Hey Jen - just read your blog. You can add to the statistics that a block of butter, Shaws Brand, costs around $1.99. The same package from a certified organic farm costs, at a MINIMUM, $5.49, and as much as $7.50 - for BUTTER.

The fact that commodity products can sustain towering premiums like this is partly what makes labels so powerful. In fact, there is talk of creating a 'superlabel' of ecolabels, and one company is busy attempting just that.

Jen Ace said...

Hi Anonymous,

Thanks for the comment. I acutally managed to top your figure for organic butter: I found some at Safeway for $8.39/lb - and that's the Safeway Club price, which represents a savings of 80 cents off the full price...

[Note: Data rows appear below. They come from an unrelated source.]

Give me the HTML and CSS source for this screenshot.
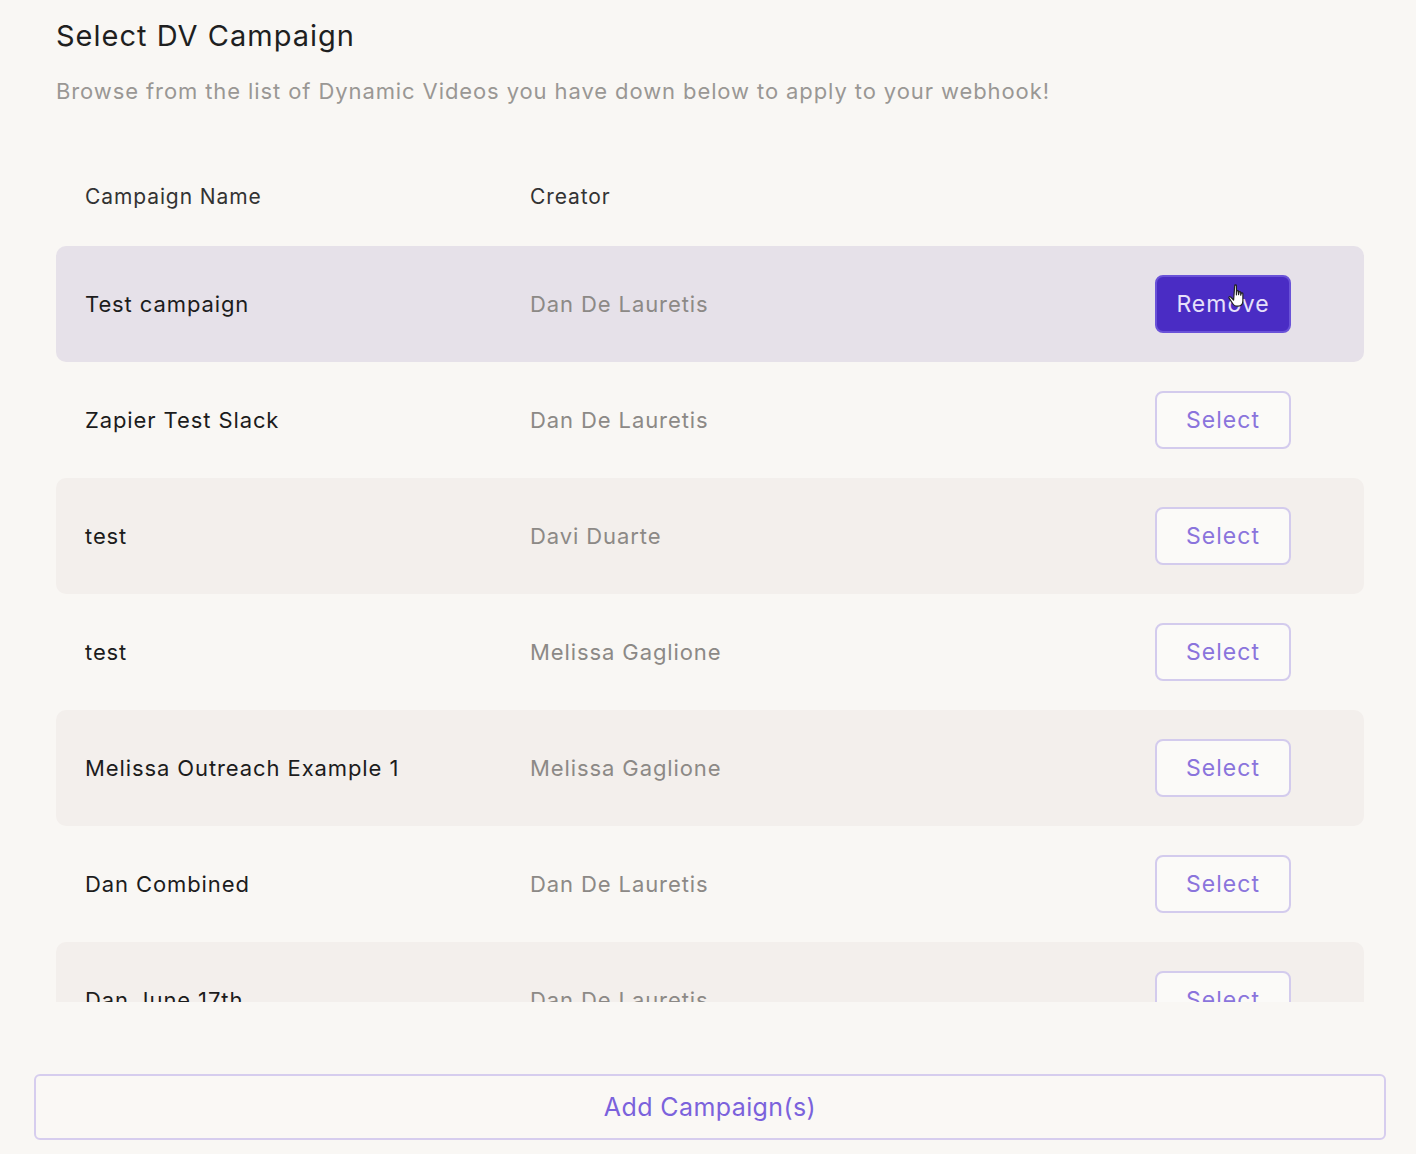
FILE: index.html
```html
<!DOCTYPE html>
<html lang="en">

<head>
  <meta charset="UTF-8">
  <title>Select DV Campaign</title>
  <link rel="stylesheet" href="styles.css">
</head>

<body>
  <div id="panel">
    <div class="intro">
      <h1>Select DV Campaign</h1>
      <p class="subtitle">Browse from the list of Dynamic Videos you have down below to apply to your webhook!</p>
    </div>

    <div class="table">
      <div class="table-head">
        <span class="col-name">Campaign Name</span>
        <span class="col-creator">Creator</span>
      </div>

      <div class="table-body">
        <div class="row selected">
          <span class="col-name">Test campaign</span>
          <span class="col-creator">Dan De Lauretis</span>
          <button class="btn-remove">Remove
            <svg class="cursor" width="24" height="28" viewBox="0 0 22 26">
              <path d="M7 2.5c0-1 1.6-1 1.6 0V11l0.4-3.2c0.2-1 1.6-0.9 1.6 0.1v3l0.4-2.2c0.2-1 1.6-0.9 1.6 0.1v2.6l0.4-1.6c0.3-0.9 1.6-0.7 1.6 0.2v6.5c0 2.8-1.6 5-4.4 5H8.6c-1.4 0-2.4-0.8-3.2-2L1.8 14c-0.6-1 0.7-1.9 1.5-1l2.7 2.8z" fill="#fff" stroke="#222" stroke-width="1.1" stroke-linejoin="round"/>
            </svg>
          </button>
        </div>
        <div class="row">
          <span class="col-name">Zapier Test Slack</span>
          <span class="col-creator">Dan De Lauretis</span>
          <button class="btn-select">Select</button>
        </div>
        <div class="row shaded">
          <span class="col-name">test</span>
          <span class="col-creator">Davi Duarte</span>
          <button class="btn-select">Select</button>
        </div>
        <div class="row">
          <span class="col-name">test</span>
          <span class="col-creator">Melissa Gaglione</span>
          <button class="btn-select">Select</button>
        </div>
        <div class="row shaded">
          <span class="col-name">Melissa Outreach Example 1</span>
          <span class="col-creator">Melissa Gaglione</span>
          <button class="btn-select">Select</button>
        </div>
        <div class="row">
          <span class="col-name">Dan Combined</span>
          <span class="col-creator">Dan De Lauretis</span>
          <button class="btn-select">Select</button>
        </div>
        <div class="row shaded">
          <span class="col-name">Dan June 17th</span>
          <span class="col-creator">Dan De Lauretis</span>
          <button class="btn-select">Select</button>
        </div>
      </div>
    </div>

    <button class="btn-add">Add Campaign(s)</button>
  </div>
</body>

</html>
```

FILE: styles.css
```css
body {
  background-color: #f9f7f4;
  color: #222;
  font-family: 'Inter', 'Liberation Sans', sans-serif;
  margin: 0;
}

#panel {
  padding: 16px 30px 0 34px;
  width: 1352px;
}

.intro {
  padding-left: 22px;
}

h1 {
  font-size: 29px;
  font-weight: 400;
  line-height: 40px;
  margin: 0;
  color: #1f1f1f;
  letter-spacing: 1px;
}

.subtitle {
  font-size: 22px;
  color: #9a9794;
  margin: 20px 0 0 0;
  line-height: 30px;
  letter-spacing: 0.9px;
}

.table {
  margin: 0 22px 0 22px;
}

.table-head {
  display: flex;
  align-items: center;
  height: 88px;
  margin-top: 46px;
  padding: 0 0 6px 29px;
  font-size: 21px;
  color: #333;
  letter-spacing: 0.9px;
}

.table-body {
  height: 756px;
  overflow: hidden;
}

.col-name {
  width: 445px;
}

.col-creator {
  flex: 1;
}

.row {
  display: flex;
  align-items: center;
  height: 116px;
  padding: 0 73px 0 29px;
  border-radius: 10px;
  font-size: 22px;
  letter-spacing: 0.9px;
}

.row .col-name {
  color: #1c1c1c;
}

.row .col-creator {
  color: #8c8986;
}

.row.selected {
  background-color: #e6e1e9;
}

.row.shaded {
  background-color: #f3efec;
}

button {
  font-family: inherit;
  cursor: pointer;
}

.btn-remove,
.btn-select {
  width: 136px;
  height: 58px;
  border-radius: 8px;
  font-size: 23px;
  letter-spacing: 1px;
}

.btn-remove {
  position: relative;
  background-color: #4a2cc4;
  border: 2px solid #6a52d8;
  color: #e6e0fa;
}

.cursor {
  position: absolute;
  left: 70px;
  top: 6px;
}

.btn-select {
  background-color: #fbfaf8;
  border: 2px solid #d3cbed;
  color: #8a74dc;
}

.btn-add {
  display: block;
  width: 100%;
  height: 66px;
  margin-top: 72px;
  background-color: #faf8f5;
  border: 2px solid #d6cdee;
  border-radius: 6px;
  font-size: 25px;
  color: #7b62dc;
  letter-spacing: 0.4px;
}
```
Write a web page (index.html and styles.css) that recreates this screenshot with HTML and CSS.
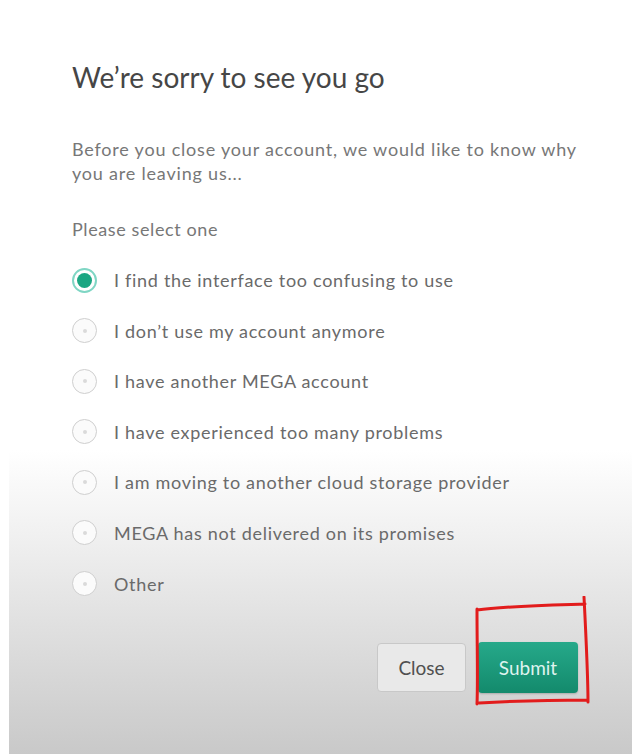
FILE: index.html
```html
<!DOCTYPE html>
<html>
<head>
<meta charset="utf-8">
<link rel="stylesheet" href="styles.css">
</head>
<body>
<div class="panel">
  <h1 class="title">We’re sorry to see you go</h1>
  <p class="intro">Before you close your account, we would like to know why you are leaving us...</p>
  <p class="prompt">Please select one</p>
  <div class="options">
    <label class="option"><span class="radio checked"></span><span class="label">I find the interface too confusing to use</span></label>
    <label class="option"><span class="radio"></span><span class="label">I don’t use my account anymore</span></label>
    <label class="option"><span class="radio"></span><span class="label">I have another MEGA account</span></label>
    <label class="option"><span class="radio"></span><span class="label">I have experienced too many problems</span></label>
    <label class="option"><span class="radio"></span><span class="label">I am moving to another cloud storage provider</span></label>
    <label class="option"><span class="radio"></span><span class="label">MEGA has not delivered on its promises</span></label>
    <label class="option"><span class="radio"></span><span class="label">Other</span></label>
  </div>
  <div class="actions">
    <button class="btn btn-close">Close</button>
    <button class="btn btn-submit">Submit</button>
  </div>
  <svg class="annotation" width="140" height="120" viewBox="0 0 140 120">
    <path d="M12 14 C40 10 90 9 120 8 M119 1 C121 40 123 80 123 106 M123 104 C90 104 50 105 14 107 M12 13 C12 50 13 85 12 108" fill="none" stroke="#e21c1c" stroke-width="3" stroke-linecap="round"/>
  </svg>
</div>
</body>
</html>
```

FILE: styles.css
```css
html, body {
  margin: 0;
  padding: 0;
  background: #ffffff;
}
body {
  font-family: Lato, "Open Sans", sans-serif;
}
.panel {
  position: relative;
  margin-left: 9px;
  width: 623px;
  height: 754px;
  box-sizing: border-box;
  padding: 60px 0 0 63px;
  background: linear-gradient(to bottom, #ffffff 0px, #ffffff 450px, #f3f3f3 520px, #e1e1e1 620px, #c9c9c9 754px);
}
.title {
  margin: 0;
  font-size: 28px;
  line-height: 34px;
  font-weight: 400;
  color: #464646;
}
.intro {
  margin: 43px 0 0;
  width: 515px;
  font-size: 18px;
  letter-spacing: 0.8px;
  line-height: 24px;
  color: #777777;
}
.prompt {
  margin: 32px 0 0;
  font-size: 18px;
  letter-spacing: 0.6px;
  line-height: 24px;
  color: #777777;
}
.options {
  margin-top: 27px;
  display: flex;
  flex-direction: column;
  gap: 26.6px;
}
.option {
  display: flex;
  align-items: center;
  height: 24px;
}
.radio {
  box-sizing: border-box;
  width: 25px;
  height: 25px;
  border-radius: 50%;
  border: 1.5px solid #cfcfcf;
  background: #fbfbfb;
  position: relative;
  flex: none;
}
.radio::after {
  content: "";
  position: absolute;
  left: 50%;
  top: 50%;
  width: 4px;
  height: 4px;
  margin: -2px 0 0 -2px;
  border-radius: 50%;
  background: #dadada;
}
.radio.checked {
  border: 2px solid #7fd6c4;
  background: #ffffff;
}
.radio.checked::after {
  width: 15px;
  height: 15px;
  margin: -7.5px 0 0 -7.5px;
  background: #1ba682;
}
.label {
  margin-left: 17px;
  font-size: 18px;
  letter-spacing: 0.7px;
  line-height: 24px;
  color: #6a6a6a;
}
.actions {
  margin-top: 46px;
  display: flex;
  justify-content: flex-end;
  align-items: center;
  gap: 12px;
  padding-right: 54px;
}
.btn {
  font-family: Lato, "Open Sans", sans-serif;
  font-size: 19px;
  border-radius: 4px;
  cursor: pointer;
}
.btn-close {
  width: 89px;
  height: 49px;
  background: #e9e9e9;
  border: 1.5px solid #c8c8c8;
  color: #505050;
}
.btn-submit {
  width: 100px;
  height: 51px;
  border: none;
  background: linear-gradient(to bottom, #26a98a, #138a6c);
  color: #dff3ee;
  box-shadow: 0 1px 2px rgba(0,0,0,0.2);
}
.annotation {
  position: absolute;
  left: 456px;
  top: 596px;
}
```
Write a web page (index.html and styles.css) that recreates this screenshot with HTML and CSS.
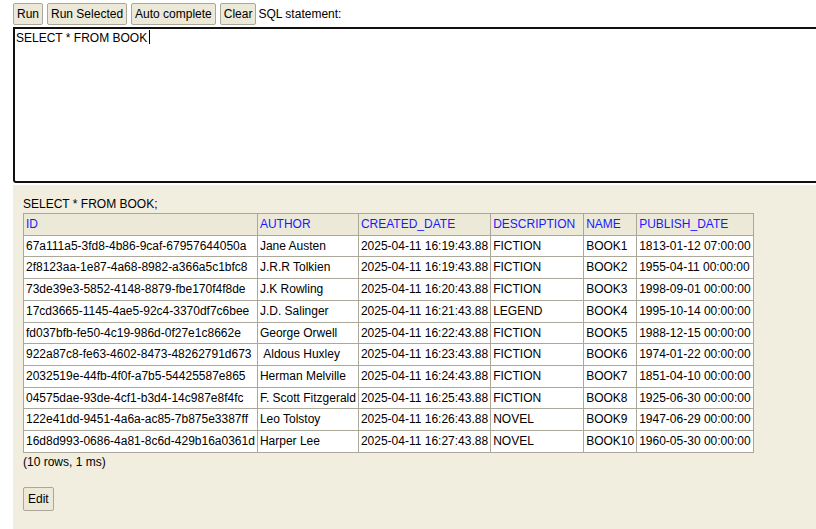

The average price at Safeway seems to be about $3/lb, and the Safeway own brand (O Organics) goes for $3.99, or 25 cents per ounce. Safeway also sells their own-label non-organic butter in half-pound units, for $2.79 or 35 cents per ounce - that's more expensive than the organic kind.

So yes, organic produce is often more expensive than conventional - again, we come back to the issues of scale. At the small scales on which organic farms usually operate, it's hard to compete on price with the companies that get huge government subsidies.

I'd be interested to hear more about the superlabel, if you the time to get in touch.